I’m beginning to think there is wisdom in the old customs. For instance, if Ray Allington, one of the great session hairdressers of The Face era, hadn’t felt he could be brutally honest with his assistant, we’d never have had Josh Wood. ‘What he actually said to me,’ recalls Wood, with the crystal clarity of the terminally wounded, ‘was, “Have you ever thought about doing colour? because you’re crap at blow-dries.”’
Wood is the colourist de nos jours. We know this because it now costs £1,000 to get time with him. If you can get time with him. Naturally, this makes me want to hate him. My grey bits now need colour every five weeks. That’s £10k a year. Before cuts. Does it include a blow-dry? I demand. Yes, but not from Wood, which, given his history, is probably a good thing.
In person, Wood is funny, warm, self-deprecating and has an accent that even after 30-odd years in the south, is the closest to Alan Bennett’s you’ll hear in a fancy London salon. So I’m sorry, reader, I couldn’t hate him.
The fancy London salon is his. So fancy, it’s called an atelier and opens onto a Holland Park mews rather than a common or garden street. I say ‘opens’ but it’s very much closed until you ring a bell. Then you’re in the bosom of experts at the top of their game, be it colouring, cutting, waxing, brow management or, indeed, blow-drying. There’s a central atrium-like salon with lots of ferny things, Hemsley and Hemsley-ish food and, on the first floor, a private room where you get to hang with Wood, if you can get the time.
I’m still nervous. His PR emailed me in advance to ask whether I wanted orange or emerald streaks. This was a reference to the triumphant hair Wood had just masterminded at the autumn/ winter Versace show in Milan, which saw him flying out there with 34 two metre-long hairpieces, dying them electric orange, lime and acidic yellow, and attaching them to Gigi Hadid and co. It’s no exaggeration to say they helped make the show.
It’s a long way from his first job, sweeping the floor in the Leslie Frances salon in Barnsley for £15 a week. there were no tips. ‘In Yorkshire? Are you joking?’ He earned enough, however, to feed a burgeoning fashion habit. ‘tights, bodymap – the lot.’ Did he get laughed at? ‘They threw stones.’
Eventually he made his way down to Vidal Sassoon in London, which was ‘like getting into Saint martins.’ Jerry Hall was one turning point – after that, anyone who wanted to be blonde called for Wood. To be honest, blonde is why I didn’t go to him (back then he wasn’t £1,000). Of course he can do any colour – but I didn’t know that.
Which brings us to my mid-brown hair, which for some reason he refers to as mouse. At least there’s no mention of orange or lime green. Who can say why a salon becomes magnetic? A highly talented team obviously, but also an atmosphere that’s like a great dinner party, where you know you could bump into someone famous, notorious, interesting or frivolous.

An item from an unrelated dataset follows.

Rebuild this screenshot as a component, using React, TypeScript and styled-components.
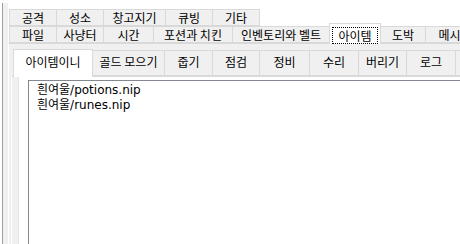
import React from "react";
import styled, { createGlobalStyle } from "styled-components";

const Global = createGlobalStyle`
  html, body { margin: 0; padding: 0; background: #ffffff; }
  body { width: 460px; height: 244px; overflow: hidden; }
  #root { width: 460px; height: 244px; overflow: hidden; }
`;

const FONT = `"Noto Sans CJK KR", "Noto Sans", sans-serif`;
const LIST_FONT = `"DejaVu Sans", "Noto Sans CJK KR", sans-serif`;

const Screen = styled.div`
  width: 460px;
  height: 244px;
  overflow: hidden;
  background: #ffffff;
  font-family: ${FONT};
  font-size: 12px;
  color: #000;
  display: flex;
  padding-left: 2px;
  box-sizing: border-box;
`;

const Frame = styled.div`
  margin-top: 3px;
  border-left: 1px solid #a0a0a0;
  background: #f0f0f0;
  padding-left: 5px;
  display: flex;
  flex-direction: column;
  flex: 1 0 auto;
  min-width: 560px;
`;

const OuterHeader = styled.div`
  background: #ffffff;
  padding: 6px 0 0 1px;
  display: flex;
  flex-direction: column;
  position: relative;
  z-index: 2;
`;

const TabRow = styled.div`
  display: flex;
  height: 17px;
  align-items: flex-end;
`;

const Tab = styled.div<{ $w: number; $selected?: boolean }>`
  position: relative;
  box-sizing: border-box;
  width: ${(p) => p.$w}px;
  flex: 0 0 auto;
  height: ${(p) => (p.$selected ? 21 : 17)}px;
  margin-bottom: ${(p) => (p.$selected ? -1 : 0)}px;
  background: ${(p) => (p.$selected ? "#ffffff" : "#f0f0f0")};
  border: 1px solid #d9d9d9;
  border-bottom: ${(p) => (p.$selected ? "none" : "1px solid #d9d9d9")};
  margin-right: -1px;
  display: flex;
  align-items: center;
  justify-content: center;
  line-height: 14px;
  white-space: nowrap;
  z-index: ${(p) => (p.$selected ? 3 : 1)};
  padding-top: ${(p) => (p.$selected ? 2 : 0)}px;
`;

const FocusBox = styled.span`
  outline: 1px dotted #000;
  padding: 1px 5px 0;
  line-height: 14px;
`;

const OuterPanel = styled.div`
  flex: 1;
  border-top: 1px solid #d9d9d9;
  border-left: 1px solid #ffffff;
  background: #f0f0f0;
  padding: 5px 0 0 2px;
  display: flex;
  flex-direction: column;
`;

const InnerHeader = styled.div`
  display: flex;
  align-items: flex-end;
  height: 27px;
  padding-left: 2px;
  position: relative;
  z-index: 2;
`;

const InnerTab = styled.div<{ $w: number; $selected?: boolean }>`
  box-sizing: border-box;
  width: ${(p) => p.$w}px;
  flex: 0 0 auto;
  height: ${(p) => (p.$selected ? 28 : 26)}px;
  margin-bottom: ${(p) => (p.$selected ? -1 : 0)}px;
  background: ${(p) => (p.$selected ? "#ffffff" : "#f0f0f0")};
  border: 1px solid #d9d9d9;
  border-bottom: ${(p) => (p.$selected ? "none" : "1px solid #d9d9d9")};
  margin-right: -1px;
  display: flex;
  align-items: center;
  justify-content: center;
  white-space: nowrap;
  padding-bottom: 4px;
  z-index: ${(p) => (p.$selected ? 3 : 1)};
`;

const InnerPanel = styled.div`
  flex: 1;
  display: flex;
  border-top: 1px solid #d9d9d9;
  border-left: 1px solid #ffffff;
  background: #f0f0f0;
  padding-left: 6px;
`;

const Content = styled.div`
  flex: 1;
  background: #ffffff;
  border-left: 1px solid #e6e6e6;
  padding: 3px 0 0 9px;
  display: flex;
`;

const ListBox = styled.div`
  flex: 1;
  border-top: 1px solid #828790;
  border-left: 1px solid #828790;
  background: #ffffff;
  padding: 2px 0 0 8px;
  font-family: ${LIST_FONT};
`;

const Item = styled.div`
  height: 15px;
  line-height: 15px;
  white-space: nowrap;
`;

const row1 = [
  { t: "공격", w: 48 },
  { t: "성소", w: 48 },
  { t: "창고지기", w: 63 },
  { t: "큐빙", w: 48 },
  { t: "기타", w: 48 },
];

const row2 = [
  { t: "파일", w: 48 },
  { t: "사냥터", w: 48 },
  { t: "시간", w: 51 },
  { t: "포션과 치킨", w: 80 },
  { t: "인벤토리와 벨트", w: 98 },
  { t: "아이템", w: 52, sel: true },
  { t: "도박", w: 46 },
  { t: "메시지", w: 60 },
];

const inner = [
  { t: "아이템이니", w: 80, sel: true },
  { t: "골드 모으기", w: 73 },
  { t: "줍기", w: 49 },
  { t: "점검", w: 48 },
  { t: "정비", w: 51 },
  { t: "수리", w: 50 },
  { t: "버리기", w: 49 },
  { t: "로그", w: 50 },
  { t: "", w: 60 },
];

export default function App() {
  return (
    <>
      <Global />
      <Screen>
        <Frame>
          <OuterHeader>
            <TabRow>
              {row1.map((r) => (
                <Tab key={r.t} $w={r.w}>
                  {r.t}
                </Tab>
              ))}
            </TabRow>
            <TabRow>
              {row2.map((r) => (
                <Tab key={r.t} $w={r.w} $selected={r.sel}>
                  {r.sel ? <FocusBox>{r.t}</FocusBox> : r.t}
                </Tab>
              ))}
            </TabRow>
          </OuterHeader>
          <OuterPanel>
            <InnerHeader>
              {inner.map((r, i) => (
                <InnerTab key={i} $w={r.w} $selected={r.sel}>
                  {r.t}
                </InnerTab>
              ))}
            </InnerHeader>
            <InnerPanel>
              <Content>
                <ListBox>
                  <Item>흰여울/potions.nip</Item>
                  <Item>흰여울/runes.nip</Item>
                </ListBox>
              </Content>
            </InnerPanel>
          </OuterPanel>
        </Frame>
      </Screen>
    </>
  );
}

The new super-rich don’t really do salons, mind you. They fly Wood to their homes in places like Azerbaijan – not just because of his technical brilliance, I think, but because of his psychological insights and all-conquering conviction. He’s the first hairdresser who’s ever made me believe I could actually be blonde. Or a redhead.
‘Anyone can,’ says Wood. ‘People build a lot of their identity around their hair colour but once they get past their preconceptions, anyone can be any colour. Obviously it has to be the right shade, and you’d have to wear more make-up. But if that’s what you’re prepared to do, then it will look fabulous… that’s why I love colour. Not many women walk into a salon and say, cut it all off. But if they trust you they’ll let you take them from brunette to blonde and that’s transformative.’ Did he transform my personality? Well, he gave me confidence – it’s such a gorgeous Italian brown. If that’s mouse, I’ll take it.